Un obiettivo, d’altra parte, assai difficile da quantificare e, per questo, lo stesso Diu si limita ad indicare la generica necessità di ridurre al minimo indispensabile il rischio di coinvolgimento dei civili. Purché, pare ovvio sottolinearlo, i civili non risiedano, volontariamente o meno, negli stessi luoghi in cui si trovano i terroristi i quali, così, se ne fanno cinicamente scudo. Una questione di difficile valutazione che richiama alla memoria, per portare un solo esempio, le decine di migliaia di morti civili a causa dei bombardamenti alleati sulle città italiane durante la Seconda guerra mondiale. Una cosa è comunque certa: gli israeliani non difettano di intelligenza e non potevano ignorare l’effetto negativo sull’opinione pubblica, sul piano internazionale, di una risposta militare in grande stile con effetti collaterali che, per quanto si sforzasse di minimizzare, sarebbero stati inevitabili nelle condizioni date. Dunque, delle due l’una: o Israele persegue non solo la distruzione dei gruppi terroristici ma anche, chissà perché, la prostrazione di intere popolazioni oppure, più semplicemente, non ha reali alternative che garantiscano la propria sicurezza. La seconda alternativa in effetti, non sembra tesa né a “esportare la democrazia”, né a intraprendere crociate religiose né ad acquisire il dominio assoluto nell’area medio-orientale, ma solo, si fa per dire, a garantire la propria esistenza fisica e politica.
Di fatto, mentre nei nostri salotti televisivi si discetta con grande sussiego e nelle piazze si urla una verità del tutto strabica e ideologica nel senso più deteriore del termine, in Israele si toccano con mano, e da decenni, la violenza più feroce e l’odio più minaccioso senza alcuna possibilità, per ora, di immaginare un futuro di pace e convivenza.
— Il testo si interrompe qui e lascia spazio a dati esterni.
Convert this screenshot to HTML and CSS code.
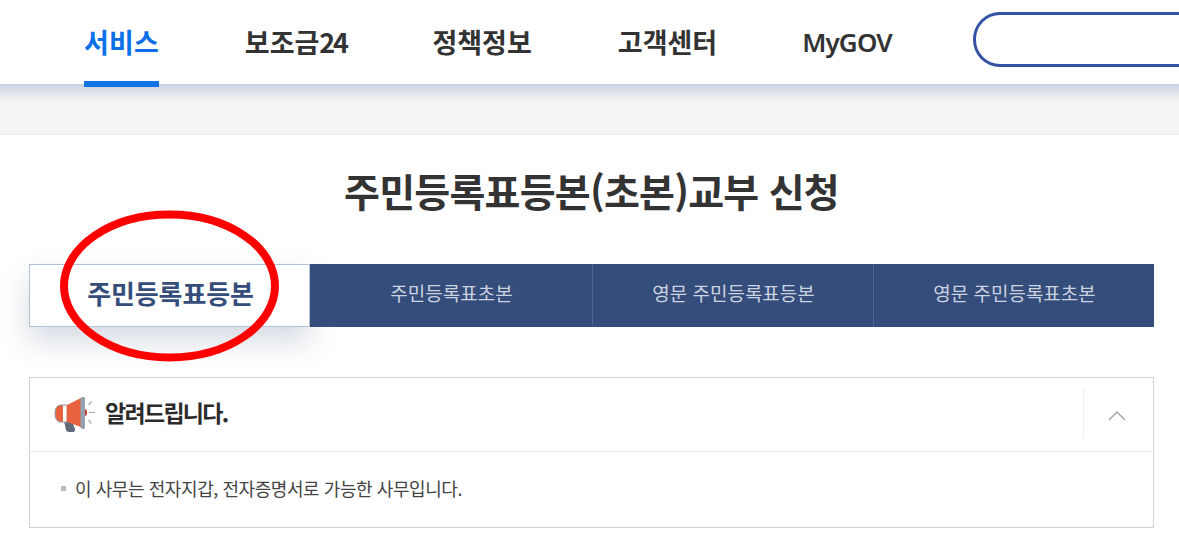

In questo quadro, le prescrizioni del Diu come quadro di riferimento etico prima ancora che politico, sono senz’altro giuste e opportune ma la specificità del conflitto in corso mostra chiaramente come sia necessario, prima di esprimere giudizi definitivi, ricorrere ad un “principio di realtà” grazie al quale uno possa almeno immaginare con realismo cosa significherebbe passare dal salotto a quel tipo di campo di battaglia.